Como presidente, Trump visitou a América Latina só uma vez, para uma cúpula do G20 (que reúne as maiores economias do mundo) na Argentina, quando o anfitrião era Mauricio Macri, um aliado cujo pai foi seu parceiro comercial. Trump foi ainda o primeiro líder dos EUA a deixar de comparecer à reunião mais importante da região, a Cúpula das Américas, realizada a cada três anos. Ele cancelou a viagem com três dias de antecedência. 

“Ele simplesmente não deu importância”, disse Cynthia Arnson, diretora de América Latina do Woodrow Wilson Center. Ela descreve a relação atual entre EUA e América Latina como “deplorável”. 

Aliados de Trump discordam. Apontam para a renegociação do acordo comercial com o México, para alianças estreitas com países como Brasil, Colômbia e El Salvador e para a eleição, no fim de semana, do principal assessor do presidente para a América Latina, Mauricio Claver-Carone, para presidir o maior banco de fomento da região, o Banco Interamericano de Desenvolvimento (BID). 

As posições duras de Trump com Cuba e Venezuela se mostraram bem-vistas por emigrantes desses dois países que vivem na Flórida. Pesquisa da Universidade de Monmouth divulgada ontem mostra diferença de 3 a 5 pontos entre Biden e Trump no Estado.

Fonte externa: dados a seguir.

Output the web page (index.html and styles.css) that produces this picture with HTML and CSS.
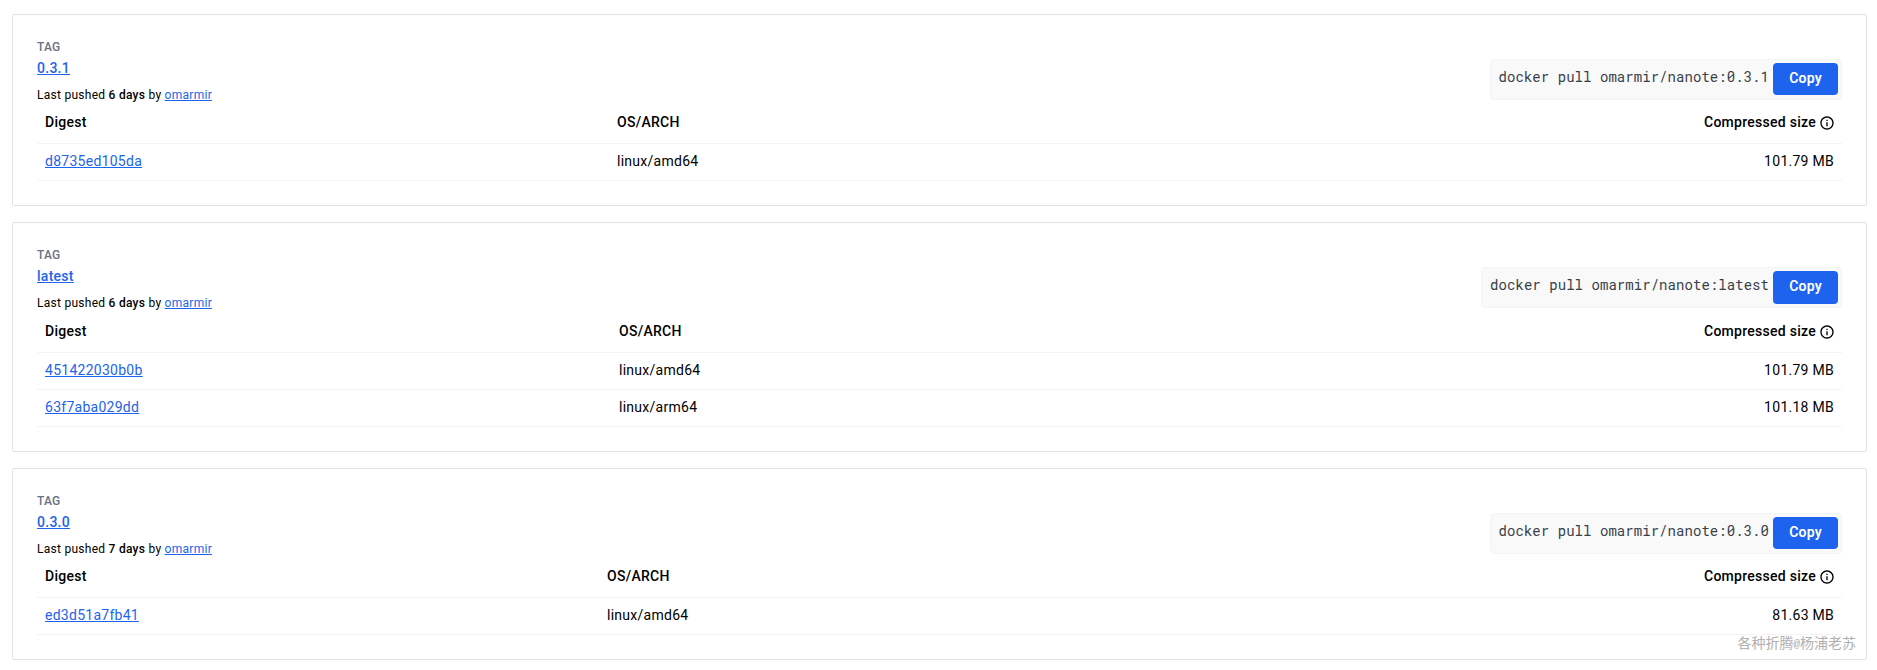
FILE: index.html
```
<!DOCTYPE html>
<html lang="en">
<head>
<meta charset="utf-8">
<title>Tags</title>
<link rel="stylesheet" href="styles.css">
</head>
<body>
<svg class="defs" width="0" height="0"><symbol id="info" viewBox="0 0 24 24"><path d="M11 7h2v2h-2zm0 4h2v6h-2zm1-9C6.48 2 2 6.48 2 12s4.48 10 10 10 10-4.480 10-10S17.520 2 12 2zm0 18c-4.410 0-8-3.590-8-8s3.590-8 8-8 8 3.590 8 8-3.590 8-8 8z"/></symbol></svg>
<main class="tags">
  <section class="card">
    <header class="head">
      <div class="info">
        <div class="label">TAG</div>
        <a class="name" href="#">0.3.1</a>
        <div class="pushed">Last pushed <b>6 days</b> by <a href="#">omarmir</a></div>
      </div>
      <div class="pull"><code>docker pull omarmir/nanote:0.3.1</code><button class="copy">Copy</button></div>
    </header>
    <table class="images">
      <colgroup><col style="width:572px"><col><col></colgroup>
      <tr><th>Digest</th><th>OS/ARCH</th><th class="size"><span class="sizehead">Compressed size<svg class="icon"><use href="#info"/></svg></span></th></tr>
      <tr><td><a href="#">d8735ed105da</a></td><td>linux/amd64</td><td class="size">101.79 MB</td></tr>
    </table>
  </section>
  <section class="card card-multi">
    <header class="head">
      <div class="info">
        <div class="label">TAG</div>
        <a class="name" href="#">latest</a>
        <div class="pushed">Last pushed <b>6 days</b> by <a href="#">omarmir</a></div>
      </div>
      <div class="pull"><code>docker pull omarmir/nanote:latest</code><button class="copy">Copy</button></div>
    </header>
    <table class="images">
      <colgroup><col style="width:574px"><col><col></colgroup>
      <tr><th>Digest</th><th>OS/ARCH</th><th class="size"><span class="sizehead">Compressed size<svg class="icon"><use href="#info"/></svg></span></th></tr>
      <tr><td><a href="#">451422030b0b</a></td><td>linux/amd64</td><td class="size">101.79 MB</td></tr>
      <tr><td><a href="#">63f7aba029dd</a></td><td>linux/arm64</td><td class="size">101.18 MB</td></tr>
    </table>
  </section>
  <section class="card">
    <header class="head">
      <div class="info">
        <div class="label">TAG</div>
        <a class="name" href="#">0.3.0</a>
        <div class="pushed">Last pushed <b>7 days</b> by <a href="#">omarmir</a></div>
      </div>
      <div class="pull"><code>docker pull omarmir/nanote:0.3.0</code><button class="copy">Copy</button></div>
    </header>
    <table class="images">
      <colgroup><col style="width:562px"><col><col></colgroup>
      <tr><th>Digest</th><th>OS/ARCH</th><th class="size"><span class="sizehead">Compressed size<svg class="icon"><use href="#info"/></svg></span></th></tr>
      <tr><td><a href="#">ed3d51a7fb41</a></td><td>linux/amd64</td><td class="size">81.63 MB</td></tr>
    </table>
  </section>
</main>
<div class="watermark">各种折腾<span class="at">@</span>杨浦老苏</div>
</body>
</html>
```
FILE: styles.css
```
* { box-sizing: border-box; }
body {
  margin: 0;
  background: #fff;
  color: #000;
  font-family: Roboto, sans-serif;
  font-size: 14px;
  letter-spacing: 0.27px;
}
a { color: #1d63ed; text-decoration: underline; }
.defs { position: absolute; }
.tags {
  display: flex;
  flex-direction: column;
  gap: 16px;
  padding: 14px 10px 0 12px;
}
.card {
  border: 1px solid #e1e2e6;
  border-radius: 2px;
  padding: 24px;
  height: 192px;
}
.card-multi { height: 230px; }
.head {
  display: flex;
  justify-content: space-between;
  align-items: flex-start;
  height: 66px;
}
.card-multi .head { height: 67px; }
.label {
  font-size: 12px;
  line-height: 16px;
  font-weight: 500;
  letter-spacing: 0.15px;
  color: #677285;
}
.name { display: block; width: fit-content; font-weight: 500; line-height: 24px; margin-top: 1px; }
.pushed { font-size: 12px; line-height: 18px; margin-top: 6px; }
.pushed b { font-weight: 500; }
.pull {
  display: flex;
  align-items: flex-start;
  margin-top: 20px;
  height: 41px;
  padding: 3px 3px 0 8px;
  border: 1px solid #f4f4f6;
  border-radius: 4px;
  background: #f9f9fa;
}
.pull code {
  font-family: "Roboto Mono", "Liberation Mono", monospace;
  font-size: 14px;
  line-height: 20px;
  letter-spacing: 0.05px;
  color: #393f49;
  padding-top: 4px;
  margin-right: 4px;
}
.copy {
  width: 65px;
  height: 32px;
  padding: 0 0 2px;
  border: 0;
  border-radius: 4px;
  background: #1d63ed;
  color: #fff;
  font: 600 14px/30px Roboto, sans-serif;
  letter-spacing: 0.2px;
}
.card-multi .copy { height: 33px; padding-bottom: 3px; }
.images {
  width: 100%;
  table-layout: fixed;
  border-collapse: separate;
  border-spacing: 0;
}
.images th, .images td {
  height: 37px;
  padding: 0 8px 2px;
  text-align: left;
  border-bottom: 1px solid #f3f4f6;
  line-height: 20px;
}
.images th {
  height: 39px;
  padding-bottom: 4px;
  font-weight: 500;
}
.images .size { text-align: right; }
.sizehead { display: inline-flex; align-items: center; gap: 3px; vertical-align: top; }
.icon { width: 16px; height: 16px; fill: #000; margin: 1px -1px 0 0; }
.watermark {
  position: absolute;
  right: 21px;
  bottom: 18px;
  font: 14px/20px "Noto Sans CJK SC", sans-serif;
  letter-spacing: 0;
  color: #b0b0b0;
}
.at { font: 11px/1 "Liberation Mono", monospace; vertical-align: 1px; }
```
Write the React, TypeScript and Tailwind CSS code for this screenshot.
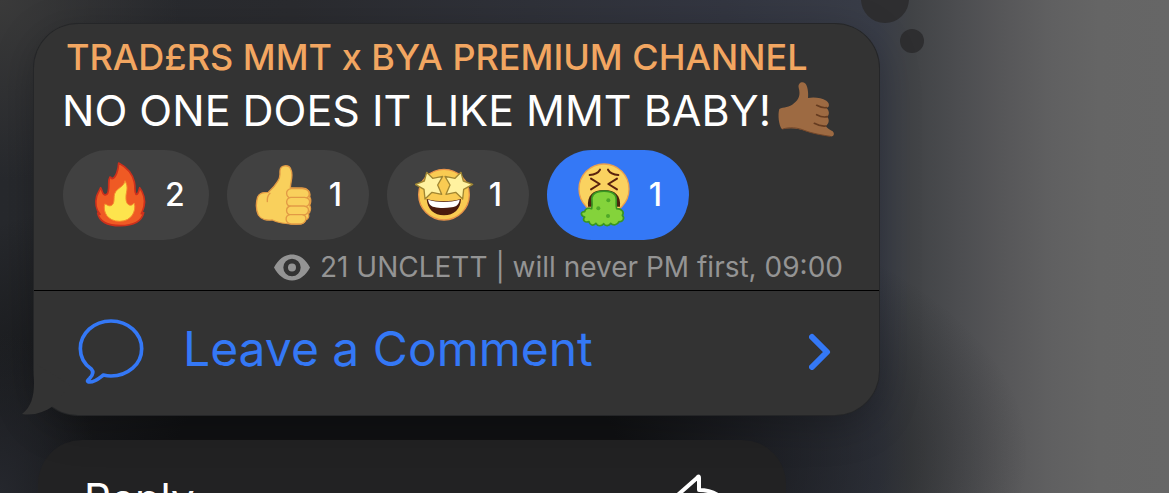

O democrata tem o apoio de 58% dos eleitores latino-americanos, já 32% apoiam Trump, diz a pesquisa. 

Outra pesquisa, da NBC News/Marist aponta empate técnico entre os dois candidatos na Flórida, com Trump quatro pontos à frente de Biden entre os eleitores latinos. Em 2016, Hillary Clinton superou Trump entre os latinos com uma vantagem de 27 pontos, mas perdeu a votação na Flórida por uma diferença de apenas 1,2 pontos percentuais. Outras pesquisas mostram Biden à frente entre os latinos, mas com uma vantagem bem inferior ao de Hillary. 

Biden busca ganhar impulso com a visita à Flórida nesta semana e planeja fazer um grande discurso depois, em que exporá sua política para a América Latina, segundo uma pessoa próxima à campanha. Sensível ao risco de ser visto como brando com relação a Cuba, ele suavizará alguns dos aspectos mais duros das sanções de Trump, mas é pouco provável que proponha uma volta imediata à política de abertura da era Obama. 

A imigração é um foco característico da gestão Trump, que denunciou imigrantes mexicanos como “estupradores” e “assassinos” na campanha eleitoral de 2015 e prometeu construir um muro ao longo da fronteira com o México. 

Biden voltará ao enfoque bilateral mais tradicional dos EUA, em vez de “se limitar a erguer muros”, disse González, que trabalhou também no Departamento de Estado no governo Barack Obama. 

As pressões sobre o México e a América Central para que processem os pedidos de asilo na região, em vez de permitir que as pessoas cheguem à fronteira com os EUA terão fim caso Biden seja eleito. Ele implementará uma estratégia regional de quarto anos, no valor de US$ 4 bilhões, para atacar fatores que impulsionam a migração vinda da América Central, segundo documentos de sua campanha. 

Arnson prevê uma “mudança drástica de tom e de postura” para com a América Latina num governo Biden. “Será o fim das ameaças e do assédio vivido por esses países nos anos de Trump.” 

Shannon coloca a questão de outra maneira: “[Biden] será o primeiro presidente que não pedirá uma explicação sobre por que o Brasil é importante”. 

No comércio, nem Trump nem Biden defendem grandes novos tratados. A ênfase de Biden será fazer com que os tratados em vigor funcionem melhor. Mas González vê uma chance de a América Latina lucrar com a saída das cadeias de produção e de suprimentos da China e sua transferência para mais perto dos EUA, caso a região melhore sua competitividade. 

“Muitas indústrias americanas preferem as cadeias de suprimentos que têm na América Latina, mas… combater a corrupção, dotar o governo de mais transparência, garantir coerência regulatória… investir em capital humano, tudo isso é necessário”, disse.